Chicagowska policja prowadzi śledztwo w sprawie antysemickich ulotek znalezionych w ub. tygodniu na samochodach zaparkowanych w dzielnicy Bucktown na północy Chicago. Według raportów, w Chicago i Illinois wzrosła liczba incydentów antysemickich.
Antysemickie hasła wypisane na kawałkach kartonu wetkniętych za wycieraczki samochodów znaleźli w poniedziałek, 29 lutego rano mieszkańcy rejonu 1600-1800 N. Honore St., Wolcott Ave. i Winchester Ave. – według oświadczenia miejscowego radnego Scotta Waguespacka (32 okręg).
Radny twierdzi, że tego dnia w jego biurze rozdzwoniły się telefony od zaniepokojonych mieszkańców. Dodał, że w jego okręgu jest „zerowa toleracja” dla przestępstw motywowanych nienawiścią.
Biuro radnego współpracuje z lokalną policją w śledztwie, a mieszkańcom przypomina, że mogą złożyć skargę w miejskiej komisji ds. stosunków międzyludzkich, Chicago Commission on Human Relations.

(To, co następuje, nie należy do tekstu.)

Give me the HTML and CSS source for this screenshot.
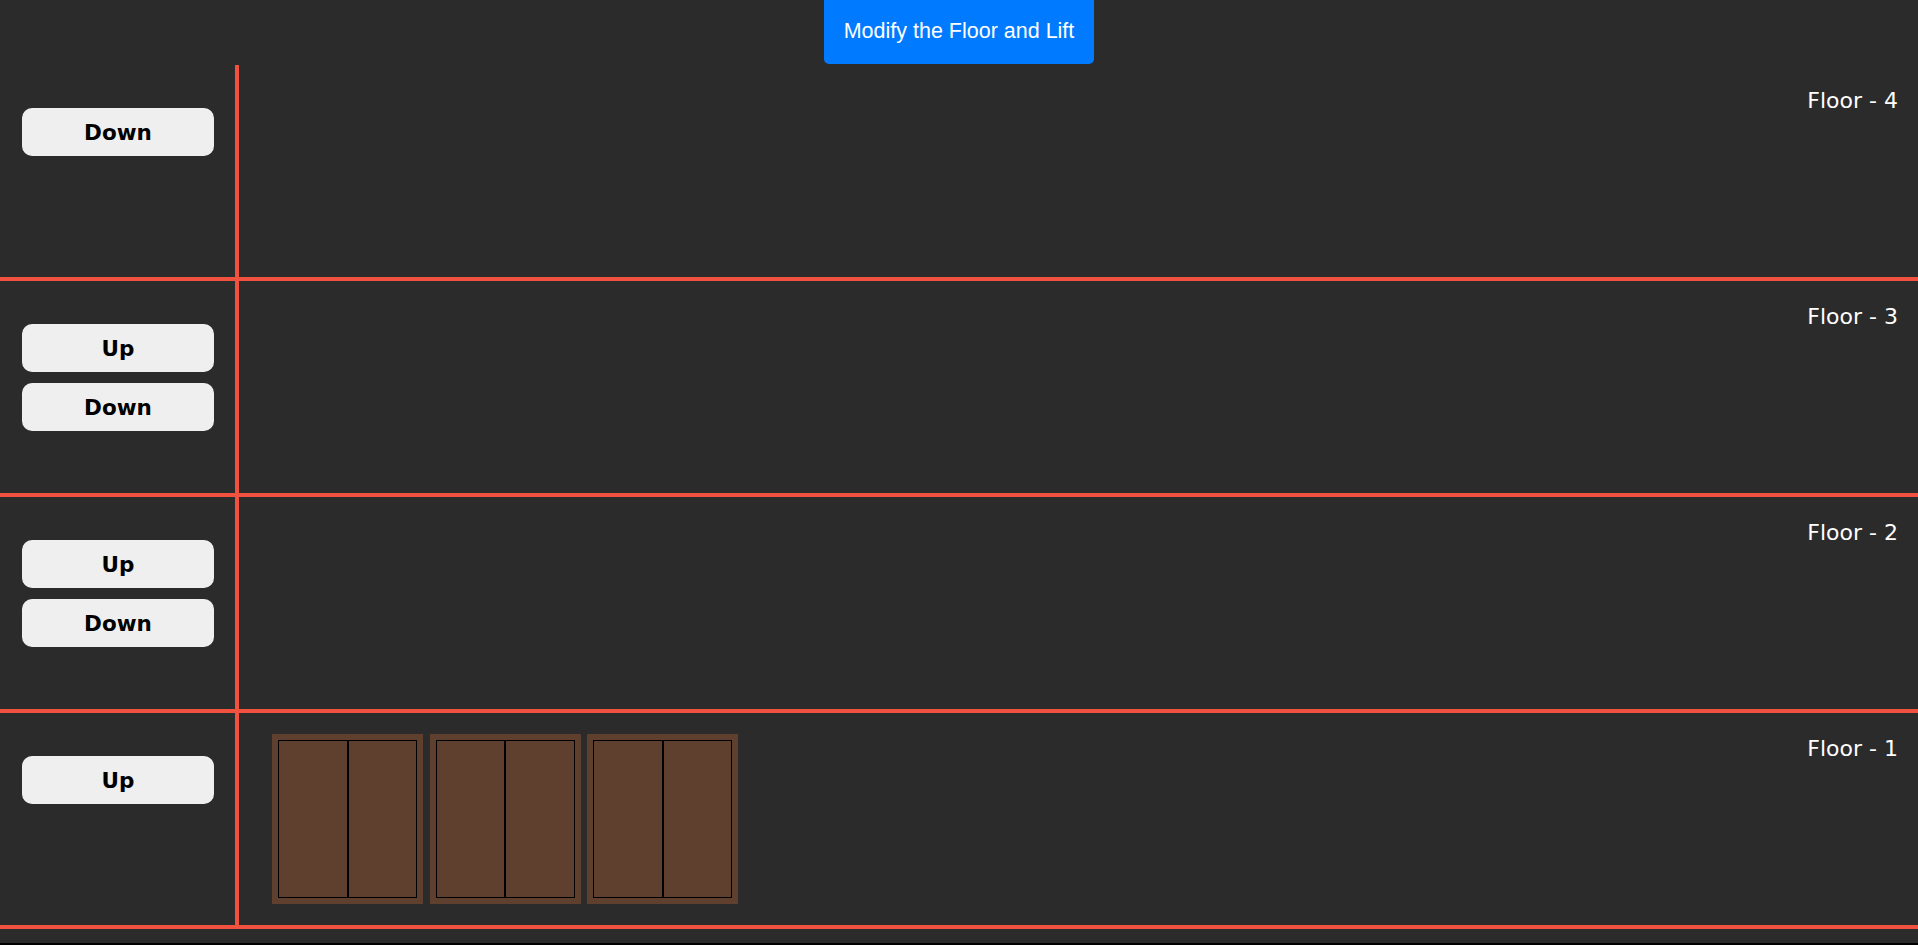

Antysemickie hasła wypisane na kawałkach kartonu hasła zawierały link do GoyimTV – kanału związanego z antysemicką grupą Goyim Defense League.
Ta sama grupa była odpowiedzialna za ulotki znalezione kilka miesięcy wcześniej na samochodach zaparkowanych w Jefferson Park na północnym zachodzie Chicago. Potępił je wówczas kongresmen Jesus „Chuy” Garcia. „Moi żydowscy wyborcy zasługują na to, by żyć bezpiecznie i bez strachu przed zastraszaniem czy przemocą” – napisał w oświadczeniu.
Według raportu Anti Defamation League, w ubiegłym roku w Illinois liczba przypadków rasistowskiej propagandy i aktów antysemickich wzrosła ponad dwukrotnie.
W świetle danych liczbowych policji, w ciągu ostatnich dwóch lat w Chicago odnotowano gwałtowny wzrost liczby przestępstw z nienawiści – 204 w 2022 r. i 302 w 2023 r. Przestępstwa z nienawiści przeciwko Żydom były drugimi najczęściej zgłaszanymi w ub. roku, po przestępstwach przeciwko osobom czarnoskórym.